The Old Pal cocktail is often oversimplified as a “rye Negroni.” While the composition remains similar—a spirit, a red bitter liqueur and vermouth—key differences change the drink immensely.
Whereas the Boulevardier also follows the Negroni template, only the base spirit (bourbon in place of gin) is changed. In the rye-based Old Pal recipe, vermouth is also given a switch, with dry vermouth being used rather than sweet. Paired with the spicy, peppery notes typically found in rye whiskey, this creates a drier cocktail with a bit more bite, for those who find Negronis a touch too sugary or cloying.

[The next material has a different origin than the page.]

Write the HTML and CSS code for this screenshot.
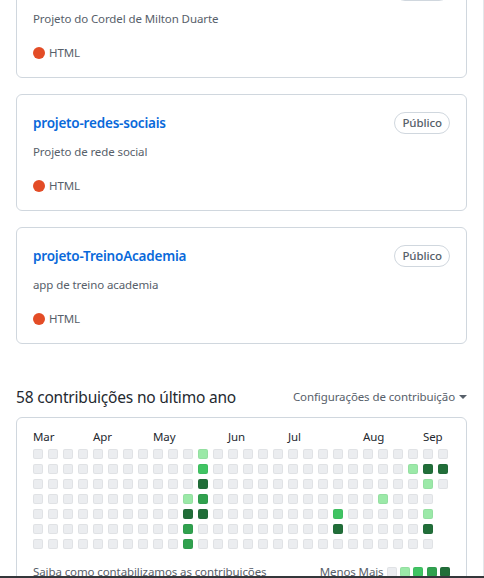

The cocktail was first recorded around 1920 by Harry MacElhone, proprietor of Harry’s Bar in Paris, who was also credited with creating or popularizing classic drinks like the Boulevardier, Monkey Gland, Sidecar, White Lady and Bloody Mary. He included it in his book Harry’s ABC of Mixing Cocktails, claiming to name the drink after his “old pal,” sportswriter William “Sparrow” Robinson of the New York Herald.
Canadian Club is a classic whisky option cited in many early rye cocktail recipes, including the Old Pal. Though popular prior to Prohibition, the U.S.’s ban on the production of alcohol created an illicit market for the Ontario-produced spirit, particularly through the bootlegging efforts of Al Capone, solidifying its place in both speakeasies and cocktail books of the time.
For those looking to update their whiskey choice, Evanston, Illinois-based FEW Spirits’ Rye Whiskey offers an option with a touch of corn to compliment the mash, creating a rye with bold spice and a hint of sweetness. WhistlePig also has a 10 Year Straight Rye bottled at 100 proof, which provides enough backbone to stand up in a cocktail where whiskey represents only a third of the ingredients.
Vermouth is just as important as whiskey in the Old Pal. Though early versions of the recipe call specifically for “Eyetalian vermouth,” a sign of the times and MacElhone’s belief in his own sense of humor, any French dry vermouth like Dolin or Noilly Prat will work just fine. Italy-based Carpano—which produces the beloved-by-bartenders Carpano Antica Formula sweet vermouth, also makes a Carpano Dry option that works beautifully in cocktails.
Similarly, while the standard recipe uses Campari, which is suited to balance this combination of drier ingredients, there’s a wealth of bitter red aperitivi on the market, and it may be worth experimenting to find others you enjoy. Cappelletti is a lighter wine-based bottling that works well in cocktails, while Contratto contributes less sweetness than Campari. Luna Aperitivo, created by Don Ciccio & Figli in Washington, D.C., is a dark red option modeled in the classic Italian style, that provides ample bitterness for cocktails. However, note that as these alternatives tend to have less noticeable sugar than Campari, so expect a drier-tasting drink. This can also be balanced by including a splash (or completely substituting) of blanc/bianco vermouth for dry.
Enjoy experimenting with this recipe to find your own favorite formulation. To get you started, here’s how to make a classic Old Pal.
In mixing glass filled with ice, combine all ingredients except garnish. Stir smoothly and vigorously for 30–45 seconds until well chilled. Strain into chilled martini glass, coupe or Nick & Nora glass. Garnish with lemon twist.